Quanto à caça, essencial para a sobrevivência da espécie, elaboraram regras rígidas, as quais não podiam ser quebradas. Quando caçavam, só indivíduos adultos participavam; as crianças, velhos e mulheres ficavam no acampamento. Nesse período da sua evolução saía do nomadismo, os acampamentos já eram permanentes. Não podiam, em suas expedições predatórias, em busca de alimento, levarem mulheres e inaptos, sob o risco de não conseguirem esse alimento.

As mulheres nos grupos de caça gerariam controvérsias que afetariam toda a incursão, e os inaptos seriam um peso morto, fardo esse que não poderiam carregar.

A rudeza de métodos que utilizavam esses primeiros homens em suas caçadas e a eminência do sucesso delas, nessas épocas anteriores à história, os faziam intolerantes a tudo que fugisse ao condicionamento básico que as garantiam.

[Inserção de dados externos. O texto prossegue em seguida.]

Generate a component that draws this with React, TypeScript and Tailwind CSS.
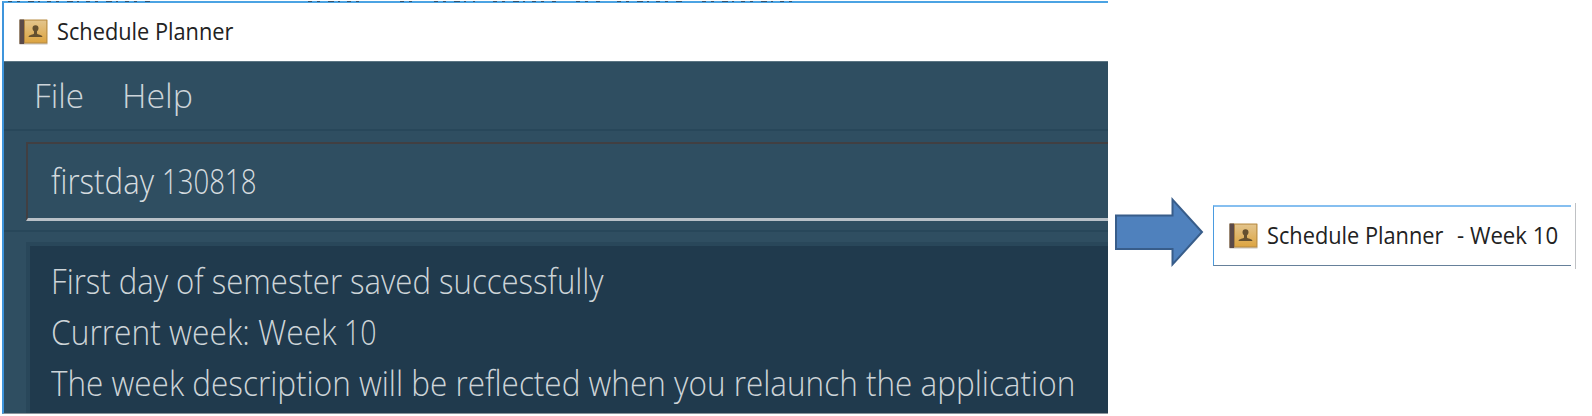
import type { ReactNode } from "react";

function BookIcon() {
  return (
    <svg viewBox="0 0 29 26" className="h-[26px] w-[29px] shrink-0">
      <defs>
        <linearGradient id="cover" x1="0" y1="0" x2="0" y2="1">
          <stop offset="0" stopColor="#e3c48c" />
          <stop offset="1" stopColor="#dda542" />
        </linearGradient>
      </defs>
      <rect x="0.5" y="24" width="28" height="1.6" fill="#cfcbc6" />
      <rect x="0.5" y="0.5" width="28" height="24" rx="0.6" fill="#b98d45" />
      <rect x="6" y="1.6" width="21.3" height="21.8" fill="url(#cover)" />
      <rect x="0.5" y="0.5" width="4.6" height="24.5" fill="#5b4a49" />
      <path d="M16.5 6.3c2 0 3 1.2 3 2.900 0 1.300-.7 2.200-1.500 3.100v2.100c.3 1.300 5.200.9 5.500 3.700H9.500c.3-2.800 5.200-2.400 5.500-3.700v-2.100c-.8-.9-1.500-1.800-1.500-3.100 0-1.700 1-2.900 3-2.900z" fill="#65502f" />
    </svg>
  );
}

function Line({ className, children }: { className: string; children: ReactNode }) {
  return <span className={`inline-block shrink-0 origin-left whitespace-pre ${className}`}>{children}</span>;
}

export default function App() {
  return (
    <div className="relative flex h-[416px] w-[1592px] items-start overflow-hidden bg-white pl-[2px] font-['Open_Sans',sans-serif]">
      <div className="mt-[1px] flex h-[413px] w-[1106px] shrink-0 flex-col overflow-hidden border-b border-l-2 border-t-2 border-b-[#8a949c] border-l-[#3f95dc] border-t-[#4ba3e3] bg-[#2f4e61]">
        <div className="flex h-[58px] shrink-0 items-center bg-white pl-[15px] text-[23px] text-[#222]">
          <BookIcon />
          <Line className="mb-[2px] ml-[9px] scale-x-[0.946]">Schedule Planner</Line>
        </div>
        <div className="flex h-[68px] shrink-0 items-center border-t border-[#5c7583] pl-[30px] text-[33px] font-light text-[#ccd4d9]">
          <Line className="w-[88px] scale-x-[1.01]">File</Line>
          <Line className="scale-x-[1.03]">Help</Line>
        </div>
        <div className="h-[103px] shrink-0 border-y-2 border-[#28475a] pl-[22px] pt-[11px]">
          <div className="flex h-[79px] items-center border-b-[3px] border-l-2 border-t-2 border-b-[#b9c1c8] border-l-[#413f42] border-t-[#413f42] pl-[23px] text-[34px] font-light text-[#d5dbdf]">
            <Line className="w-[111px] scale-x-[0.918]">firstday</Line>
            <Line className="scale-x-[0.812]">130818</Line>
          </div>
        </div>
        <div className="flex-1 pl-[22px] pt-[10px]">
          <div className="h-full border-l-4 border-t-4 border-[#29475a] bg-[#203a4d] pl-[21px] pt-[10px] text-[34px] leading-[51px] font-light text-[#cdd4d8]">
            <div><Line className="scale-x-[0.915]">First day of semester saved successfully</Line></div>
            <div className="flex">
              <Line className="w-[293px] scale-x-[0.933]">Current week: Week</Line>
              <Line className="scale-x-[0.84]">10</Line>
            </div>
            <div><Line className="scale-x-[0.926]">The week description will be reflected when you relaunch the application</Line></div>
          </div>
        </div>
      </div>
      <svg viewBox="0 0 90 72" className="ml-[6px] mt-[196px] h-[72px] w-[90px] shrink-0">
        <path d="M2 19.500H58.500V3.500L88 36L58.500 68.500V53H2Z" fill="#4f81bd" stroke="#385d8a" strokeWidth="2" />
      </svg>
      <div className="ml-[9px] mt-[205px] flex h-[61px] w-[358px] shrink-0 items-center border-b border-l border-t-2 border-b-[#66809a] border-l-[#4a9be0] border-t-[#86bff0] pb-px pl-[15px] text-[23px] text-[#222]">
        <BookIcon />
        <Line className="mb-px ml-[9px] w-[190px] scale-x-[0.946]">Schedule Planner</Line>
        <Line className="mb-px scale-x-[0.965]">- Week 10</Line>
      </div>
      <div className="ml-[4px] mt-[203px] h-[66px] w-px shrink-0 bg-[#bfc1c4]" />
      <svg viewBox="0 0 800 1" className="absolute left-0 top-px h-px w-[800px]">
        <path
          d="M8 .5H150M308 .5H362M400 .5H416M434 .5H475M493 .5H556M576 .5H600M617 .5H686M702 .5H793"
          stroke="#34536d"
          strokeWidth="1"
          strokeDasharray="4 5 3 8 6 4 2 7"
          fill="none"
        />
      </svg>
    </div>
  );
}
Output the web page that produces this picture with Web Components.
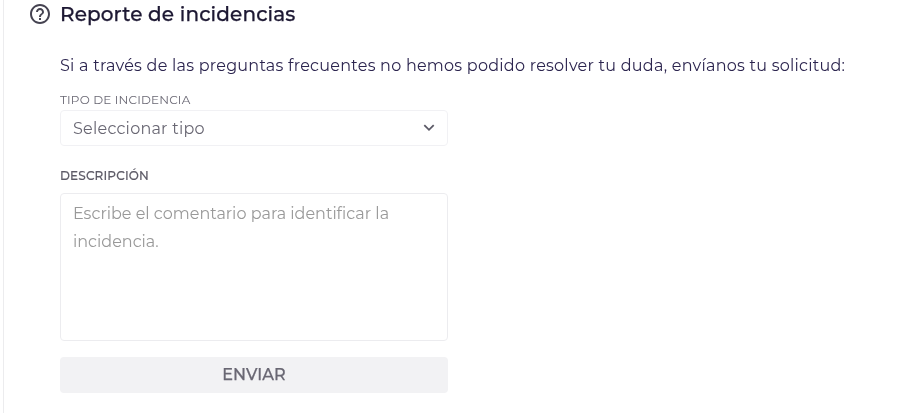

Foi assim que, através dessa intolerância, há mudanças em suas regras atávicas, que ganharam a sobrevivência por entre aquelas épocas remotas. Evoluíram, deixando um legado menos sombrio e da mesma maneira, menos rígido para nós, seus descendentes.

Esse instinto predatório, que possuía nosso ancestral, primordial para o sucesso da incursão, e consequentemente fundamental para a sobrevivência de todos, tão atrelado estava em seu ser, que nós, nos dias atuais, por uma herança atávica, ainda carregamos de forma latente, em algum recôndito de nosso cérebro, esse e inúmeros outros arremedos de instintos que lhes eram essenciais e por isso mesmo garantiam e faziam parte do seu dia a dia.

Assim sendo, nós, habitantes do século vinte e um, muitas gerações a separar-nos daqueles cenários longínquos, onde os homens primitivos formavam e condicionavam elementos que possibilitariam nossas descendências, deparamos em determinadas ocasiões com o afloramento desses mesmos instintos milenares, que pensávamos agora não mais possuirmos, e de certa forma, então, nos aproximarmos daquelas paragens distantes, e mais ainda, de sua essência da qual somos todos originalmente formados.